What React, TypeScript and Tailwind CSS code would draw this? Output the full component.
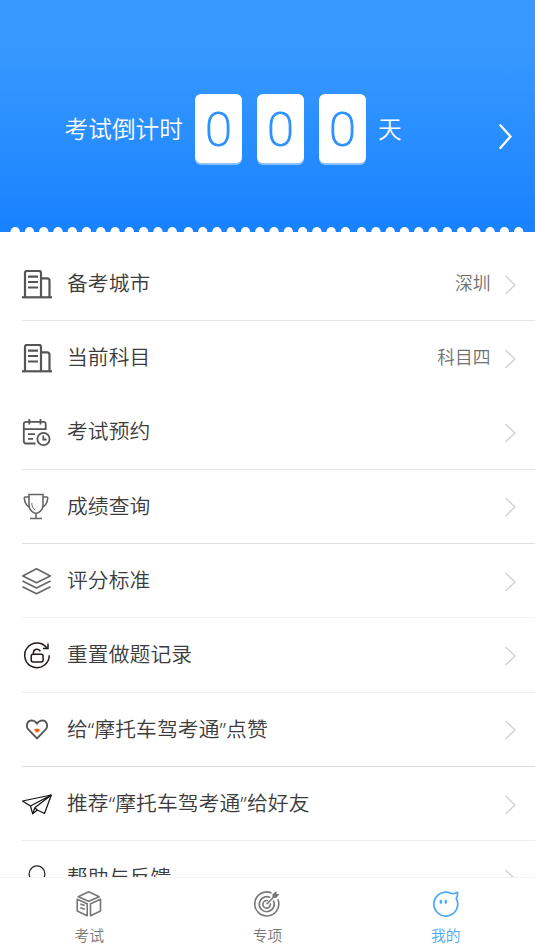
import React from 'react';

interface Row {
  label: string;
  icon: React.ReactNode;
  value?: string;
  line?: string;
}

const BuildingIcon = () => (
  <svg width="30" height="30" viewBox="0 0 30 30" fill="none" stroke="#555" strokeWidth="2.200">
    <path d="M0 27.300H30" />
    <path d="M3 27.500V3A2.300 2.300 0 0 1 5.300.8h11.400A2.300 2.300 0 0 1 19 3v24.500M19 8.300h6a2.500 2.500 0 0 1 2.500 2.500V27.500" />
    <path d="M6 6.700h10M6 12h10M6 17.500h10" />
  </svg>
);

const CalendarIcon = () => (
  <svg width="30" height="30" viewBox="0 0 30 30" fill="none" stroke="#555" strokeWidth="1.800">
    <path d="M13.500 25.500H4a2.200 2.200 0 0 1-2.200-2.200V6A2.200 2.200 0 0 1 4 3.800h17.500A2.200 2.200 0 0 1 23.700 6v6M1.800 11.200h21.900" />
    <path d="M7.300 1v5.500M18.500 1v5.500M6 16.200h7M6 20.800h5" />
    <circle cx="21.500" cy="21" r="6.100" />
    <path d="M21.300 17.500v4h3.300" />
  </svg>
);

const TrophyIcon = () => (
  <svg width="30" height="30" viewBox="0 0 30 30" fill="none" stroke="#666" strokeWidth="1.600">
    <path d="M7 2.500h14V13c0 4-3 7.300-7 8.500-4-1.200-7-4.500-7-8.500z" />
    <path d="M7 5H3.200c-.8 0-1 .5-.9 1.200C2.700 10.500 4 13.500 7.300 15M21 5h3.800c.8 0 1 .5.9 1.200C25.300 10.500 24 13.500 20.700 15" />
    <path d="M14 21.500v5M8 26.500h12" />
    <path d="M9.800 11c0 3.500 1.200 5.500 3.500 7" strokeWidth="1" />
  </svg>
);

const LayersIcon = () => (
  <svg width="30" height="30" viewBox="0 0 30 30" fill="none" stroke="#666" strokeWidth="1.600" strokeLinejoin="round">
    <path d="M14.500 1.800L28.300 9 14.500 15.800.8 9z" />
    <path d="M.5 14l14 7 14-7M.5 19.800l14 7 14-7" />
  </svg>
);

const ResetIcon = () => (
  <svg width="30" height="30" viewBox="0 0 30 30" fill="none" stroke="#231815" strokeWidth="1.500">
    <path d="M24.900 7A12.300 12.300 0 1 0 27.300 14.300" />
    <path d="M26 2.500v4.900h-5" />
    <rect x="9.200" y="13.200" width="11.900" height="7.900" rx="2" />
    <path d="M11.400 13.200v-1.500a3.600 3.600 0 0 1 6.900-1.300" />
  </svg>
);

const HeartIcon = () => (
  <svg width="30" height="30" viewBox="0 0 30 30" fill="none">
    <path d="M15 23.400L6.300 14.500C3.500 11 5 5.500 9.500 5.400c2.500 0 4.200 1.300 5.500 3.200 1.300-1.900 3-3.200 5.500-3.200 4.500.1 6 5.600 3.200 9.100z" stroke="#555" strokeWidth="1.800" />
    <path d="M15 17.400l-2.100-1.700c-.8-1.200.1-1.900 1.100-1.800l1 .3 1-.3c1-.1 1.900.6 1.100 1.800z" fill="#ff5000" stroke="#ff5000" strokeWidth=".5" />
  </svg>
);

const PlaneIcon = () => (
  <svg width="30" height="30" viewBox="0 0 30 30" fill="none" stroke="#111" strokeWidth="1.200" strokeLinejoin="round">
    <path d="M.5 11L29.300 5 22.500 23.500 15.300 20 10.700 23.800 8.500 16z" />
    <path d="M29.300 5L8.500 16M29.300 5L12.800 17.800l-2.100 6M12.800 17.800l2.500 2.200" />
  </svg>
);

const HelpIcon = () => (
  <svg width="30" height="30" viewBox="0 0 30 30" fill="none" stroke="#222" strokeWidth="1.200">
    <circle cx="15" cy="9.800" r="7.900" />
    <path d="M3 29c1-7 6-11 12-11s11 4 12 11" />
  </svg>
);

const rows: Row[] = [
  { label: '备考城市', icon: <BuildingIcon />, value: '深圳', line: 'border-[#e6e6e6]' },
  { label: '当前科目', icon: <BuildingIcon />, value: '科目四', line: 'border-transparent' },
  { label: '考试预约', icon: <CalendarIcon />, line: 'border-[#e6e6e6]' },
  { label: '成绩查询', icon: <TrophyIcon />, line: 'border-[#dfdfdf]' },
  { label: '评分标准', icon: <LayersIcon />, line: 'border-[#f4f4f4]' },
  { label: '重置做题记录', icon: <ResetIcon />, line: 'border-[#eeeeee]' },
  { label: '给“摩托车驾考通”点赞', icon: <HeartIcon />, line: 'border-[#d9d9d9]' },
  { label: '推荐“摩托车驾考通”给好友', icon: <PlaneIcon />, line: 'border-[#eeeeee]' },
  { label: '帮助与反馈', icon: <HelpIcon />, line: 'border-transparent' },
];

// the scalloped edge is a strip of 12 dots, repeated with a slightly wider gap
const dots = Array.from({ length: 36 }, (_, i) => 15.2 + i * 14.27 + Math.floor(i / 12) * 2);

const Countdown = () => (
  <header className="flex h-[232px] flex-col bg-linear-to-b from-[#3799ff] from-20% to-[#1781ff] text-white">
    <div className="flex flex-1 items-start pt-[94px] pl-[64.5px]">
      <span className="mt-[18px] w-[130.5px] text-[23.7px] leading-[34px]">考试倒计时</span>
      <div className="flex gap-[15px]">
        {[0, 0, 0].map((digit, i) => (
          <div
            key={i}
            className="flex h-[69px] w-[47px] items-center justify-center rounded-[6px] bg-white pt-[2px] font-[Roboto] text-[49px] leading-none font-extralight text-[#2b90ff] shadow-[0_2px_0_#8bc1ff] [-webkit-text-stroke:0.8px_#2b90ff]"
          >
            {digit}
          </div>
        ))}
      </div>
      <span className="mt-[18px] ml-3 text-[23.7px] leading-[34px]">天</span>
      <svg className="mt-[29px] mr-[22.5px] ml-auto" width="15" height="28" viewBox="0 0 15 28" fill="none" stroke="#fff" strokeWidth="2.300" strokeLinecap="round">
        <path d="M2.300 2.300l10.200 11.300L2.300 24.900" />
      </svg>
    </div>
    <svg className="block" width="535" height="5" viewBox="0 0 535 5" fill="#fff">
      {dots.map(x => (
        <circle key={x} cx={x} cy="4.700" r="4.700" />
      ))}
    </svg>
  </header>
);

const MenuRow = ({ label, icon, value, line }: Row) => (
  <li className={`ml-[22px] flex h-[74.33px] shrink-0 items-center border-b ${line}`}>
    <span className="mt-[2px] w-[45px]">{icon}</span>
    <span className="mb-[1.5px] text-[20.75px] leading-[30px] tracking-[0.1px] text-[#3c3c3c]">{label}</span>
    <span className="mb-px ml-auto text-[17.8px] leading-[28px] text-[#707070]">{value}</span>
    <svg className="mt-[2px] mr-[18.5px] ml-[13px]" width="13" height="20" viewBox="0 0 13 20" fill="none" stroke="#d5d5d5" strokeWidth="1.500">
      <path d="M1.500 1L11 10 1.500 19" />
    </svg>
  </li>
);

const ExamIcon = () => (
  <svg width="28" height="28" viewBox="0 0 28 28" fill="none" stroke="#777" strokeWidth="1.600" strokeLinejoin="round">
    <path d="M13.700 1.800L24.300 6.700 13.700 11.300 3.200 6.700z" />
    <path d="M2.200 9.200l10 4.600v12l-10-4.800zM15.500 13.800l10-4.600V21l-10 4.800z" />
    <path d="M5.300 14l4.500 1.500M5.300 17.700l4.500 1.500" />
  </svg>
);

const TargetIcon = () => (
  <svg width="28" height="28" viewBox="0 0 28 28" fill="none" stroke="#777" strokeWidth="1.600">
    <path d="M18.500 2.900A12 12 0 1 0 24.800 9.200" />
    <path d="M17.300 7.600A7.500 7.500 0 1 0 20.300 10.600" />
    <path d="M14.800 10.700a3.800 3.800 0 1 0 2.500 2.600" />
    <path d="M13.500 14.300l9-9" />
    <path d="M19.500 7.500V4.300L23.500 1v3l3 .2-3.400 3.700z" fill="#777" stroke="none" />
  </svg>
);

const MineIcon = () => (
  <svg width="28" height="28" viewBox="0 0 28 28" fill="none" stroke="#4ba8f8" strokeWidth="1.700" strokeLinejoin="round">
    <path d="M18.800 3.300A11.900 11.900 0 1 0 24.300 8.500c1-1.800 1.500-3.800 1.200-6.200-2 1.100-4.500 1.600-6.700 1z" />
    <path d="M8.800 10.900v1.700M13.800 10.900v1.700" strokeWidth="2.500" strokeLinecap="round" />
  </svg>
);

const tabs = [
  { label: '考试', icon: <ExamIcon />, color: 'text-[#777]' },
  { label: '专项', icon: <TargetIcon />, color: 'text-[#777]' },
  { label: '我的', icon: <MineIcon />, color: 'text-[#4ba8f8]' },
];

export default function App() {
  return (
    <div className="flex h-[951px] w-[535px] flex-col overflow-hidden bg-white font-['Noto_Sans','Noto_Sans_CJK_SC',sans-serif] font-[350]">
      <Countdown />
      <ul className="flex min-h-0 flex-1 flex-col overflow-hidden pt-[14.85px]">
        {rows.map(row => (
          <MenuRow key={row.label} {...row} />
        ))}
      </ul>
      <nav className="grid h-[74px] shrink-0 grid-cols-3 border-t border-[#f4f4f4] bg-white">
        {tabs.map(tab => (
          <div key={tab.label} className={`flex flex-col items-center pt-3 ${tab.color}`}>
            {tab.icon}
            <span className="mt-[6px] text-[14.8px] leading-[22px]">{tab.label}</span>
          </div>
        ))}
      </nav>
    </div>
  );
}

**WHAT YOU WILL DO**
Search the data for "React" and list every line in which it occurs.

**EXERCISE SOLUTION**
What React, TypeScript and Tailwind CSS code would draw this? Output the full component.
import React from 'react';
  icon: React.ReactNode;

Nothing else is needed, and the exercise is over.